Microsoft buys renewable energy certificates to offset the electricity. They plant trees. They fund carbon capture. But you cannot offset the carbon cost of building a thousand new data centers from scratch. Offsets are a band-aid on an amputation.
I’ve been in enough tech strategy rooms to know the ugly truth: AI growth is being treated as non-negotiable. The sustainability goals are real, but they’ll always bend to the growth number. The CEO’s bonus depends on the cloud revenue, not the carbon intensity.
If you’re using AI tools, you’re part of this. If you’re investing in tech stocks, you’re betting on it. If you care about climate, you’re watching it happen in real time.
This isn’t a future problem. It’s happening now. And the worst part? We’re all willingly feeding the machine that’s burning our future.
So what do you do? You don’t stop using AI. But you stop pretending it’s clean. You demand transparency. You look at the report and ask: “Show me the embodied carbon. Show me the supply chain.” And you stop believing that a renewable certificate equals a green future.
Microsoft’s 25% is a warning shot. The next one will be louder.
FAQ
Q: Isn't Microsoft's 25% increase just a temporary blip due to scaling? Won't efficiency gains fix it eventually?

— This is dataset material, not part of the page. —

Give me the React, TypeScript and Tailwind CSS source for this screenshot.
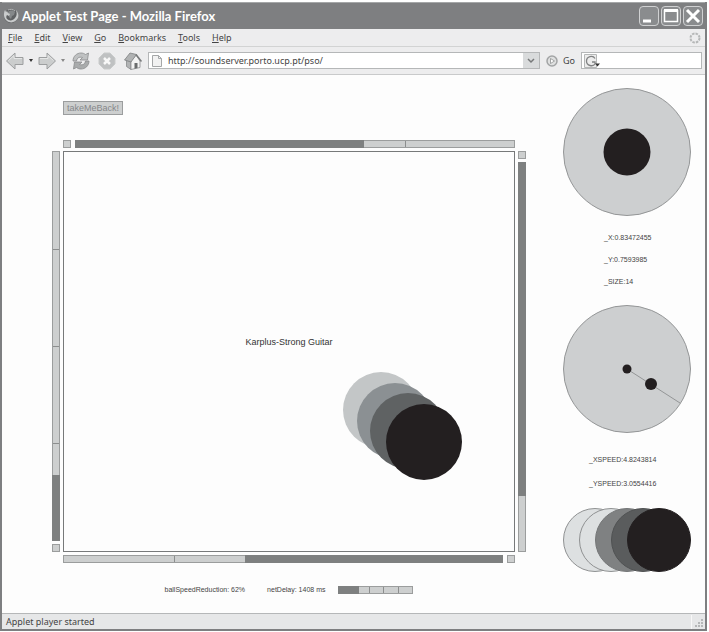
import React from "react";
import { clsx } from "clsx";

const menuItems = ["File", "Edit", "View", "Go", "Bookmarks", "Tools", "Help"];

const trail = [
  { cx: 38, cy: 38, fill: "#c3c6c7" },
  { cx: 52, cy: 49, fill: "#8b9093" },
  { cx: 65, cy: 59, fill: "#5f6263" },
  { cx: 81, cy: 70, fill: "#231f20" },
];

const sizeSteps = [
  { cx: 32, fill: "#dde0e1", stroke: "#8f9192" },
  { cx: 48, fill: "#dde0e1", stroke: "#8f9192" },
  { cx: 64, fill: "#7f8182", stroke: "#747677" },
  { cx: 80, fill: "#5a5c5d", stroke: "#505253" },
  { cx: 96, fill: "#231f20", stroke: "#231f20" },
];

type MeterProps = {
  label: string;
  value: number;
  ticks: number[];
  vertical?: boolean;
  fromEnd?: boolean;
  className?: string;
};

function Meter({ label, value, ticks, vertical, fromEnd, className }: MeterProps) {
  return (
    <div
      role="meter"
      aria-label={label}
      aria-valuenow={value}
      aria-valuemin={0}
      aria-valuemax={100}
      className={clsx("relative flex border border-[#9b9d9d] bg-[#cdcfcf]", vertical && "flex-col", fromEnd && "justify-end", className)}
    >
      {ticks.map((tick) => (
        <span
          key={tick}
          className={clsx("absolute bg-[#8c8e8e]", vertical ? "inset-x-0 h-px" : "inset-y-0 w-px")}
          style={vertical ? { top: `${tick}%` } : { left: `${tick}%` }}
        />
      ))}
      <div
        className="relative bg-[#7e8080] outline outline-[#7e8080]"
        style={vertical ? { height: `${value}%` } : { width: `${value}%` }}
      />
    </div>
  );
}

function Toggle({ label }: { label: string }) {
  return (
    <input
      type="checkbox"
      aria-label={label}
      className="size-2 shrink-0 appearance-none border border-[#9b9d9d] bg-[#cdcfcf]"
    />
  );
}

function FirefoxLogo() {
  return (
    <svg viewBox="0 0 16 16" className="size-4 shrink-0">
      <circle cx="8" cy="8" r="7" fill="#5f6163" />
      <path d="M5 4c2-2 5-2 7 0l-1 3-2 1-1 3-2-2z" fill="#85888a" />
      <path
        d="M2 2C0 6 1 11 4 13c4 3 9 1 11-3 1-3 0-6-2-8 1 3 1 6-1 8-2 3-6 3-8 1C3 10 3 8 4 7l2 1 1-2-2-1-1-2-1 1z"
        fill="#c9cbcc"
      />
      <path d="M5 2c2-1 5-1 7 1" stroke="#b5b7b8" fill="none" />
    </svg>
  );
}

function Arrow({ flip }: { flip?: boolean }) {
  return (
    <svg viewBox="0 0 18 18" className={clsx("size-[18px]", flip && "-scale-x-100")}>
      <path d="M.5 9 9 1v4.500h8v7H9V17z" fill="#cbcdcd" stroke="#9c9e9f" strokeLinejoin="round" />
      <path d="M2.500 8.500 8 3.500v3h8" fill="none" stroke="#e5e6e6" />
    </svg>
  );
}

function Caret({ className }: { className?: string }) {
  return (
    <svg viewBox="0 0 4 3" className={clsx("h-[3px] w-1", className)}>
      <path d="M0 0h4L2 3z" fill="currentColor" />
    </svg>
  );
}

function ReloadIcon() {
  return (
    <svg viewBox="0 0 18 18" className="size-[18px]" stroke="#8a8c8d" strokeWidth=".8" strokeLinejoin="round">
      <path d="M1 9C1 4 5 1 9 1c2 0 3 .5 4.500 1.500L16.500 1l-1 7H8l2.500-2.500C7 4.500 5 6 4.500 9z" fill="#bfc1c2" />
      <path d="M17 9c0 5-4 8-8 8-2 0-3-.5-4.500-1.500L1.500 17l1-7H10l-2.500 2.500C11 13.500 13 12 13.500 9z" fill="#a9abac" />
    </svg>
  );
}

function StopIcon() {
  return (
    <svg viewBox="0 0 18 18" className="size-[18px]">
      <path d="M6 1h6l5 5v6l-5 5H6l-5-5V6z" fill="#bfc1c2" stroke="#c9cbcb" strokeLinejoin="round" />
      <path d="m6 6 6 6M12 6l-6 6" stroke="#f8f8f8" strokeWidth="2.500" />
    </svg>
  );
}

function HomeIcon() {
  return (
    <svg viewBox="0 0 18 18" className="size-[18px]" strokeLinejoin="round">
      <path d="M2.500 8v6.500L7 17.500V9L5 5z" fill="#b2b4b5" stroke="#888a8b" strokeWidth=".8" />
      <path d="M7 9v8.500l9-2V9l-4-6z" fill="#f3f3f3" stroke="#8a8c8d" strokeWidth=".8" />
      <path d="M.5 8 6 1l6.500 1.500L7 10z" fill="#b0b2b3" stroke="#7e8081" strokeWidth=".8" />
      <path d="m12 2.500 5.500 7" stroke="#77797a" strokeWidth="1.500" />
      <path d="M10.500 11h3v5l-3 .8z" fill="#6a6c6d" />
    </svg>
  );
}

function TitleBar() {
  const button = "flex size-5 items-center justify-center rounded-sm border border-[#d0d1d2] bg-[#8a8c8e]";
  return (
    <header className="flex h-[27px] shrink-0 items-center gap-[3px] border-t border-[#a5a7a8] bg-[#7e7f81] pr-0.5 pl-px">
      <FirefoxLogo />
      <h1 className="grow font-['Lato',sans-serif] text-[13px] leading-4 font-bold text-white">
        Applet Test Page - Mozilla Firefox
      </h1>
      <div className="flex gap-0.5">
        <button aria-label="Minimize" className={button}>
          <svg viewBox="0 0 18 18" className="size-[18px]">
            <path d="M3 14h8" stroke="#fff" strokeWidth="3" />
          </svg>
        </button>
        <button aria-label="Maximize" className={button}>
          <svg viewBox="0 0 18 18" className="size-[18px]" fill="none" stroke="#fff">
            <path d="M2.500 3v11.500h13V3" strokeWidth="1.500" />
            <path d="M2 3.500h14" strokeWidth="3" />
          </svg>
        </button>
        <button aria-label="Close" className={button}>
          <svg viewBox="0 0 18 18" className="size-[18px]">
            <path d="m3 3 12 12M15 3 3 15" stroke="#fff" strokeWidth="3" />
          </svg>
        </button>
      </div>
    </header>
  );
}

function MenuBar() {
  return (
    <nav className="flex h-[18px] shrink-0 items-center gap-3 border-b border-[#d2d3d3] bg-[#ededee] pr-[3px] pl-1.5">
      {menuItems.map((item) => (
        <button key={item}>
          <span className="underline underline-offset-1">{item[0]}</span>
          {item.slice(1)}
        </button>
      ))}
      <svg viewBox="0 0 14 14" className="ml-auto size-[14px]">
        <circle cx="7" cy="7" r="4.500" fill="none" stroke="#b5b7b7" strokeWidth="2" strokeDasharray="2.500 1.030" />
      </svg>
    </nav>
  );
}

function Toolbar() {
  return (
    <div className="flex h-7 shrink-0 items-center border-b border-[#c9cacb] bg-[#ededee] pr-[3px] pl-1">
      <div className="flex items-center gap-[5px]">
        <button aria-label="Back">
          <Arrow />
        </button>
        <Caret className="text-[#333]" />
        <button aria-label="Forward">
          <Arrow flip />
        </button>
        <Caret className="text-[#888]" />
      </div>
      <div className="ml-[7px] flex items-center gap-2">
        <button aria-label="Reload">
          <ReloadIcon />
        </button>
        <button aria-label="Stop">
          <StopIcon />
        </button>
        <button aria-label="Home">
          <HomeIcon />
        </button>
      </div>
      <div className="ml-1.5 flex h-[17px] min-w-0 grow items-center border border-[#b5b7b8] bg-white pl-[3px]">
        <svg viewBox="0 0 10 12" className="h-3 w-2.5 shrink-0" fill="#f2f2f2" stroke="#a5a7a8">
          <path d="M.5.5h6l3 3v8h-9z" />
          <path d="M6.500.5v3h3" fill="none" />
        </svg>
        <input
          aria-label="Address"
          defaultValue="http://soundserver.porto.ucp.pt/pso/"
          className="min-w-0 grow px-1.5 outline-none"
        />
        <button aria-label="Show history" className="flex h-[15px] w-4 items-center justify-center bg-[#d9dbdc]">
          <svg viewBox="0 0 8 6" className="h-1.5 w-2">
            <path d="m1 1 3 3 3-3" fill="none" stroke="#77797a" strokeWidth="1.500" />
          </svg>
        </button>
      </div>
      <button className="mx-1.5 flex items-center gap-[5px]">
        <svg viewBox="0 0 12 12" className="size-3">
          <circle cx="6" cy="6" r="5" fill="#dfe0e0" stroke="#a2a4a5" strokeWidth="1.500" />
          <path d="M4.500 3.500v5L8.500 6z" fill="#fff" stroke="#8e9091" strokeWidth=".8" />
        </svg>
        Go
      </button>
      <div className="flex h-[17px] w-[121px] items-center border border-[#b5b7b8] bg-white pl-0.5">
        <svg viewBox="0 0 17 14" className="h-3.5 w-[17px] shrink-0">
          <path d="M.5.5h12v13H.5z" fill="#ececec" stroke="#b5b7b7" />
          <path d="M11 4.500C9 1 2.500 2 2.500 7s6.500 6 8.500 3V8H8" fill="none" stroke="#808283" strokeWidth="1.300" />
          <path d="M11 9.500h5l-2.500 3z" fill="#333" />
        </svg>
        <input aria-label="Search" className="min-w-0 grow outline-none" />
      </div>
    </div>
  );
}

function Stage() {
  return (
    <section className="flex min-w-0 grow flex-col pt-[26px] text-[7px] leading-2">
      <button className="ml-[11px] h-[14px] self-start border border-[#9b9d9e] bg-[#cdcfcf] px-[3px] text-[9px] leading-3 text-[#85878a]">
        takeMeBack!
      </button>

      <div className="mt-[25px] grid grow grid-cols-[8px_1fr_8px] grid-rows-[8px_1fr_8px] gap-[3px]">
        <div className="col-start-2 flex gap-1">
          <Toggle label="Lock top" />
          <Meter label="Top" value={65.5} ticks={[75]} className="grow" />
        </div>
        <div className="col-start-1 row-start-2 flex flex-col gap-[3px]">
          <Meter label="Left" value={16.5} ticks={[25, 50, 75]} vertical fromEnd className="grow" />
          <Toggle label="Lock left" />
        </div>
        <div className="relative col-start-2 row-start-2 flex items-center justify-center border border-[#77797a]">
          <p className="pb-5 text-[9px] text-[#333]">Karplus-Strong Guitar</p>
          <svg viewBox="0 0 119 108" className="absolute right-[52px] bottom-[71px] h-[108px] w-[119px]">
            {trail.map((ball) => (
              <circle key={ball.cx} cx={ball.cx} cy={ball.cy} r="38" fill={ball.fill} />
            ))}
          </svg>
        </div>
        <div className="col-start-3 row-start-2 flex flex-col gap-[3px]">
          <Toggle label="Lock right" />
          <Meter label="Right" value={85.5} ticks={[]} vertical className="grow" />
        </div>
        <div className="col-start-2 row-start-3 flex gap-1">
          <Meter label="Bottom" value={58.5} ticks={[25]} fromEnd className="grow" />
          <Toggle label="Lock bottom" />
        </div>
      </div>

      <div className="flex h-[50px] items-center justify-center pt-1 text-[#444]">
        <span>ballSpeedReduction: 62%</span>
        <span className="ml-[22px]">netDelay: 1408 ms</span>
        <Meter label="Net delay" value={26} ticks={[40, 60, 80]} className="ml-[13px] h-2 w-[75px]" />
      </div>
    </section>
  );
}

function Readouts() {
  return (
    <aside className="flex w-32 shrink-0 flex-col pt-[13px] text-[7px] leading-2 text-[#444]">
      <svg viewBox="0 0 128 128" className="size-32">
        <circle cx="64" cy="64" r="63.500" fill="#cdcfd0" stroke="#949697" />
        <circle cx="64" cy="64" r="23.500" fill="#231f20" />
      </svg>
      <div className="mt-[18px] ml-[41px] flex flex-col gap-[14px]">
        <p>_X:0.83472455</p>
        <p>_Y:0.7593985</p>
        <p>_SIZE:14</p>
      </div>
      <svg viewBox="0 0 128 128" className="mt-[19px] size-32">
        <circle cx="64" cy="64" r="63.500" fill="#cdcfd0" stroke="#949697" />
        <path d="m64 64 53 34" stroke="#949697" />
        <circle cx="64" cy="64" r="4.500" fill="#231f20" />
        <circle cx="88" cy="79" r="6" fill="#231f20" />
      </svg>
      <div className="mt-[23px] ml-[26px] flex flex-col gap-4">
        <p>_XSPEED:4.8243814</p>
        <p>_YSPEED:3.0554416</p>
      </div>
      <svg viewBox="0 0 128 64" className="mt-5 h-16 w-32">
        {sizeSteps.map((step) => (
          <circle key={step.cx} cx={step.cx} cy="32" r="31.500" fill={step.fill} stroke={step.stroke} />
        ))}
      </svg>
    </aside>
  );
}

export default function App() {
  return (
    <div className="flex min-h-screen flex-col bg-white pt-0.5 pr-0.5 pb-px font-['Liberation_Sans',sans-serif]">
      <div className="flex grow flex-col border-x-2 border-b-2 border-[#7e7f81] bg-[#fdfdfd]">
        <TitleBar />
        <div className="font-['Noto_Sans',sans-serif] text-[9px] leading-3 text-[#444]">
          <MenuBar />
          <Toolbar />
        </div>
        <main className="flex grow gap-[37px] pr-[14px] pl-[50px]">
          <Stage />
          <Readouts />
        </main>
        <footer className="flex h-4 shrink-0 items-center justify-between border-t border-[#b5b7b8] bg-[#e6e7e8] pl-1 font-['Noto_Sans',sans-serif] text-[9px] leading-3 text-[#444]">
          <span>Applet player started</span>
          <svg viewBox="0 0 14 14" className="size-[14px]" fill="#b5b7b8">
            <path d="M0 0h1v14H0z" fill="#f8f8f8" />
            <path d="M10 4h2v2h-2zM7 7h2v2H7zM10 7h2v2h-2zM4 10h2v2H4zM7 10h2v2H7zM10 10h2v2h-2z" />
          </svg>
        </footer>
      </div>
    </div>
  );
}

A: No. Efficiency gains are real but they're being outpaced by AI compute demand. Microsoft's own data shows that even with better hardware and renewable energy, total emissions rose because the volume of AI workloads exploded. It's not a blip—it's a structural shift.
Q: So should I stop using AI to be more climate-friendly?
A: That's a personal choice, but the real leverage isn't individual abstinence—it's collective pressure. Use AI, but demand transparency from providers. Ask them to report embodied carbon. Push for regulation that counts the full lifecycle. Your individual guilt is less effective than your voice as a customer or voter.
Q: Aren't renewable energy certificates and offsets enough to cover the emissions?
A: No. Offsets are a financial instrument, not a physical solution. You can't offset the carbon already in the atmosphere from manufacturing a chip. The embodied carbon from building data centers is a one-time debt that renewable certificates never pay—they only cover ongoing operations. The math doesn't add up.